* START *
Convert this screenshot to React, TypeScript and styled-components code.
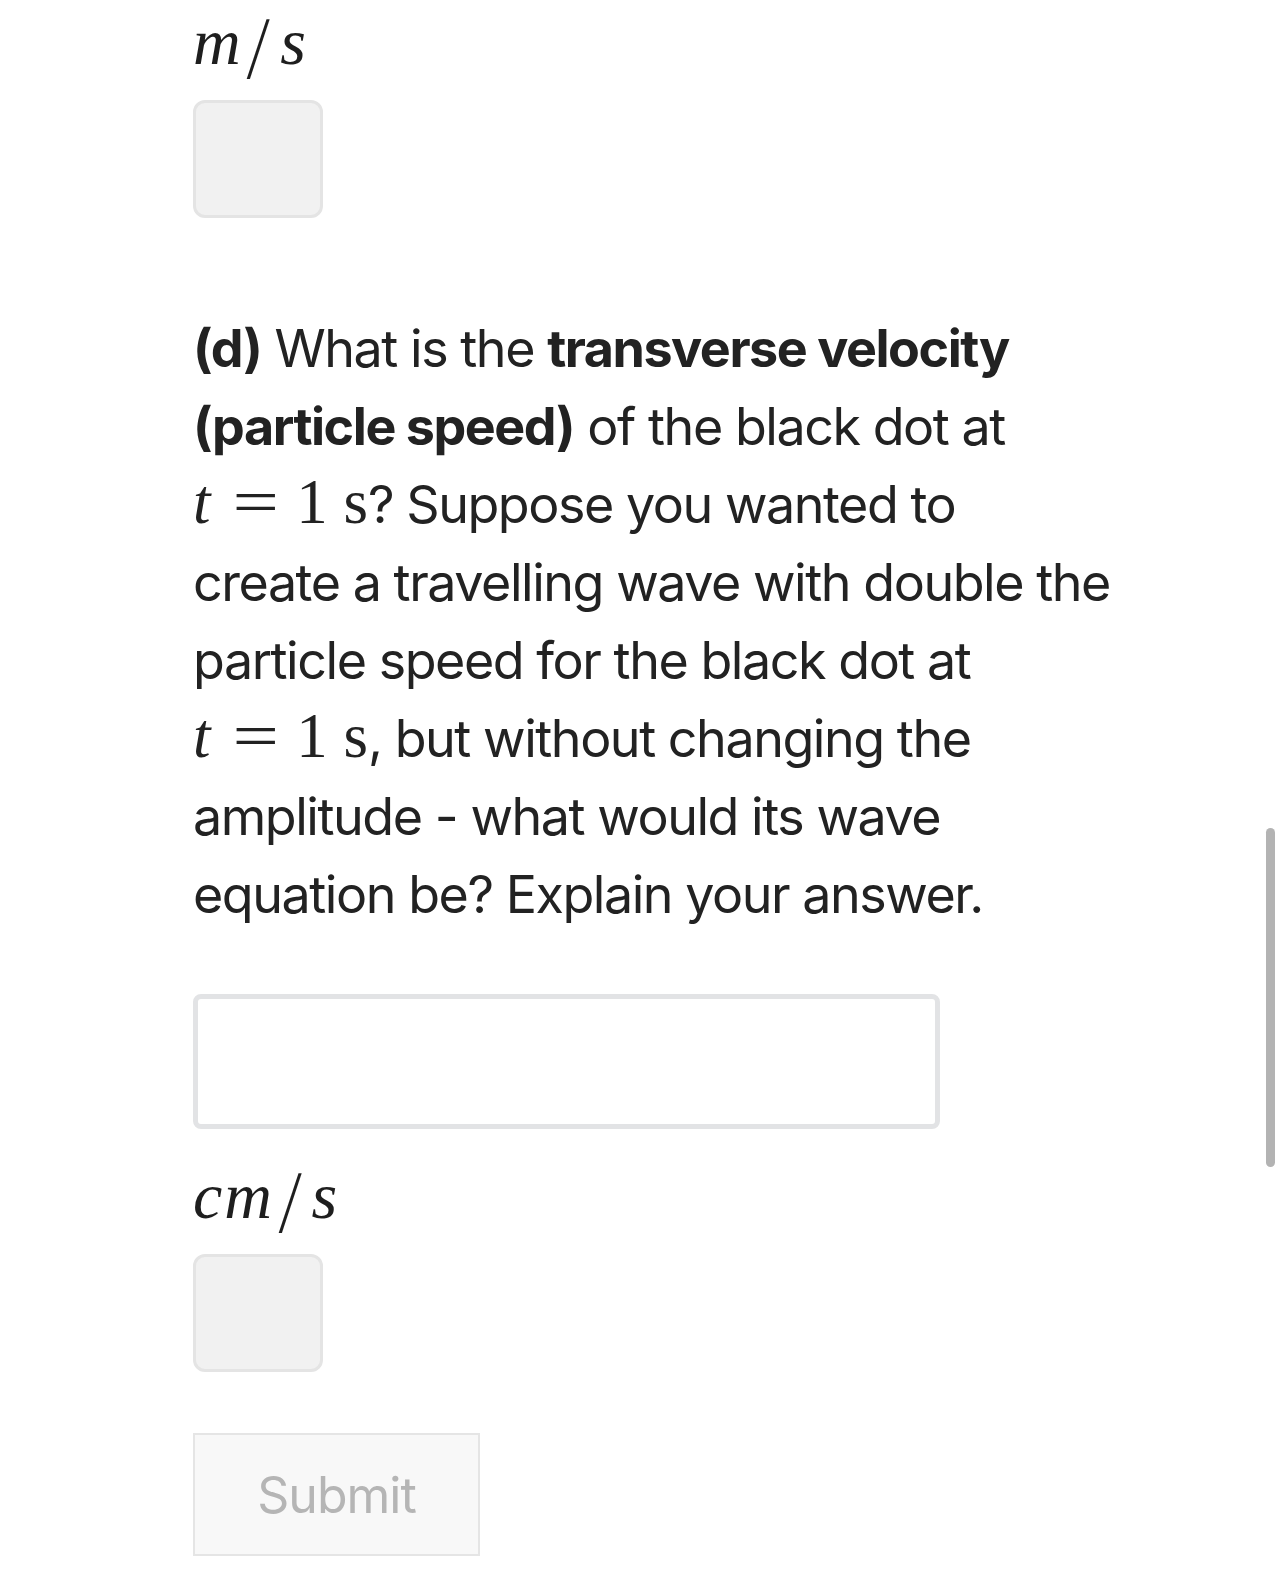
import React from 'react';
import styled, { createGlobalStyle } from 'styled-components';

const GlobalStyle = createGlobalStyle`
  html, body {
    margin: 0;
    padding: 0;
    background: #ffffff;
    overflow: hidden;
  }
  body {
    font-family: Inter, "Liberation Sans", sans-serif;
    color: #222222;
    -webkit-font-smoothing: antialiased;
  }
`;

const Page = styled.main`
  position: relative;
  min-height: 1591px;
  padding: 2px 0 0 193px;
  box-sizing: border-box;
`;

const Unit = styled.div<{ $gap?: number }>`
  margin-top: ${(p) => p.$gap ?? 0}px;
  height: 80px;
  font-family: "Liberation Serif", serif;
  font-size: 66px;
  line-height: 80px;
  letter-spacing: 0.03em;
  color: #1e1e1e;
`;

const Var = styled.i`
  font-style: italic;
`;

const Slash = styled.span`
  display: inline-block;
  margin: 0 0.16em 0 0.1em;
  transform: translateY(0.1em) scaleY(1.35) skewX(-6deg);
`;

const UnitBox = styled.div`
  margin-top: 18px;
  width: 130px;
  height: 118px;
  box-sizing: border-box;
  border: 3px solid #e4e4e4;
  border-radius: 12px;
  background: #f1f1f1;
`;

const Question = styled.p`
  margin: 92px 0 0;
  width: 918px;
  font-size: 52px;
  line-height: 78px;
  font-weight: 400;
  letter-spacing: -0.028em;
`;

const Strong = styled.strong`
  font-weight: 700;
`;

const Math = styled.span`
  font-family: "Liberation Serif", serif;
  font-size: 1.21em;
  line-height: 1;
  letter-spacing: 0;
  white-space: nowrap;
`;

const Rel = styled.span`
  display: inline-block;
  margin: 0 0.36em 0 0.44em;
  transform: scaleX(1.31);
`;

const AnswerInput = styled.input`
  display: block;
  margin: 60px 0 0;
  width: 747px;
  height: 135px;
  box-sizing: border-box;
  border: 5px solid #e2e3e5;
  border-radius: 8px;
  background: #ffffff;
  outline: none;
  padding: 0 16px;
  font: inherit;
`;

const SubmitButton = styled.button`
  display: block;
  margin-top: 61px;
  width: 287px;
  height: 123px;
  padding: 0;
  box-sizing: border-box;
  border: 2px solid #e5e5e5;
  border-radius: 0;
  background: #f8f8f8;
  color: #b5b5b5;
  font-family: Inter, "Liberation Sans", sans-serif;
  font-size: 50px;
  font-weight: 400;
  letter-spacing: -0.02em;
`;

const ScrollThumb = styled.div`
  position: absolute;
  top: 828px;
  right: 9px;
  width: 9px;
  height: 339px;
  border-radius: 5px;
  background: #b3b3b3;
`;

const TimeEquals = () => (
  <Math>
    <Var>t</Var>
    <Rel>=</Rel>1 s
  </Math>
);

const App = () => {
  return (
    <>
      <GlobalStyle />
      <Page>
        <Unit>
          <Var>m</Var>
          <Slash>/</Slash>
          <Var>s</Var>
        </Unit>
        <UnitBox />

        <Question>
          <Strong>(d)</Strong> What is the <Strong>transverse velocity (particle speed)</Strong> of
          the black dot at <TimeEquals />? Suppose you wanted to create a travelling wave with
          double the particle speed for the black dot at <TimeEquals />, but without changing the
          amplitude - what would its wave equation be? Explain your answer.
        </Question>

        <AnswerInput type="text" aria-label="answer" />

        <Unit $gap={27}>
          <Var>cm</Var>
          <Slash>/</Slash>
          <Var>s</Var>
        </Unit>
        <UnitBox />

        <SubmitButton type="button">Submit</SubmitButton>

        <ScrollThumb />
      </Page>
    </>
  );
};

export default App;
* END *
(Brief) Omit the pictures and output all of the other material exactly.

(Exercise result)
Convert this screenshot to React, TypeScript and styled-components code.
import React from 'react';
import styled, { createGlobalStyle } from 'styled-components';

const GlobalStyle = createGlobalStyle`
  html, body {
    margin: 0;
    padding: 0;
    background: #ffffff;
    overflow: hidden;
  }
  body {
    font-family: Inter, "Liberation Sans", sans-serif;
    color: #222222;
    -webkit-font-smoothing: antialiased;
  }
`;

const Page = styled.main`
  position: relative;
  min-height: 1591px;
  padding: 2px 0 0 193px;
  box-sizing: border-box;
`;

const Unit = styled.div<{ $gap?: number }>`
  margin-top: ${(p) => p.$gap ?? 0}px;
  height: 80px;
  font-family: "Liberation Serif", serif;
  font-size: 66px;
  line-height: 80px;
  letter-spacing: 0.03em;
  color: #1e1e1e;
`;

const Var = styled.i`
  font-style: italic;
`;

const Slash = styled.span`
  display: inline-block;
  margin: 0 0.16em 0 0.1em;
  transform: translateY(0.1em) scaleY(1.35) skewX(-6deg);
`;

const UnitBox = styled.div`
  margin-top: 18px;
  width: 130px;
  height: 118px;
  box-sizing: border-box;
  border: 3px solid #e4e4e4;
  border-radius: 12px;
  background: #f1f1f1;
`;

const Question = styled.p`
  margin: 92px 0 0;
  width: 918px;
  font-size: 52px;
  line-height: 78px;
  font-weight: 400;
  letter-spacing: -0.028em;
`;

const Strong = styled.strong`
  font-weight: 700;
`;

const Math = styled.span`
  font-family: "Liberation Serif", serif;
  font-size: 1.21em;
  line-height: 1;
  letter-spacing: 0;
  white-space: nowrap;
`;

const Rel = styled.span`
  display: inline-block;
  margin: 0 0.36em 0 0.44em;
  transform: scaleX(1.31);
`;

const AnswerInput = styled.input`
  display: block;
  margin: 60px 0 0;
  width: 747px;
  height: 135px;
  box-sizing: border-box;
  border: 5px solid #e2e3e5;
  border-radius: 8px;
  background: #ffffff;
  outline: none;
  padding: 0 16px;
  font: inherit;
`;

const SubmitButton = styled.button`
  display: block;
  margin-top: 61px;
  width: 287px;
  height: 123px;
  padding: 0;
  box-sizing: border-box;
  border: 2px solid #e5e5e5;
  border-radius: 0;
  background: #f8f8f8;
  color: #b5b5b5;
  font-family: Inter, "Liberation Sans", sans-serif;
  font-size: 50px;
  font-weight: 400;
  letter-spacing: -0.02em;
`;

const ScrollThumb = styled.div`
  position: absolute;
  top: 828px;
  right: 9px;
  width: 9px;
  height: 339px;
  border-radius: 5px;
  background: #b3b3b3;
`;

const TimeEquals = () => (
  <Math>
    <Var>t</Var>
    <Rel>=</Rel>1 s
  </Math>
);

const App = () => {
  return (
    <>
      <GlobalStyle />
      <Page>
        <Unit>
          <Var>m</Var>
          <Slash>/</Slash>
          <Var>s</Var>
        </Unit>
        <UnitBox />

        <Question>
          <Strong>(d)</Strong> What is the <Strong>transverse velocity (particle speed)</Strong> of
          the black dot at <TimeEquals />? Suppose you wanted to create a travelling wave with
          double the particle speed for the black dot at <TimeEquals />, but without changing the
          amplitude - what would its wave equation be? Explain your answer.
        </Question>

        <AnswerInput type="text" aria-label="answer" />

        <Unit $gap={27}>
          <Var>cm</Var>
          <Slash>/</Slash>
          <Var>s</Var>
        </Unit>
        <UnitBox />

        <SubmitButton type="button">Submit</SubmitButton>

        <ScrollThumb />
      </Page>
    </>
  );
};

export default App;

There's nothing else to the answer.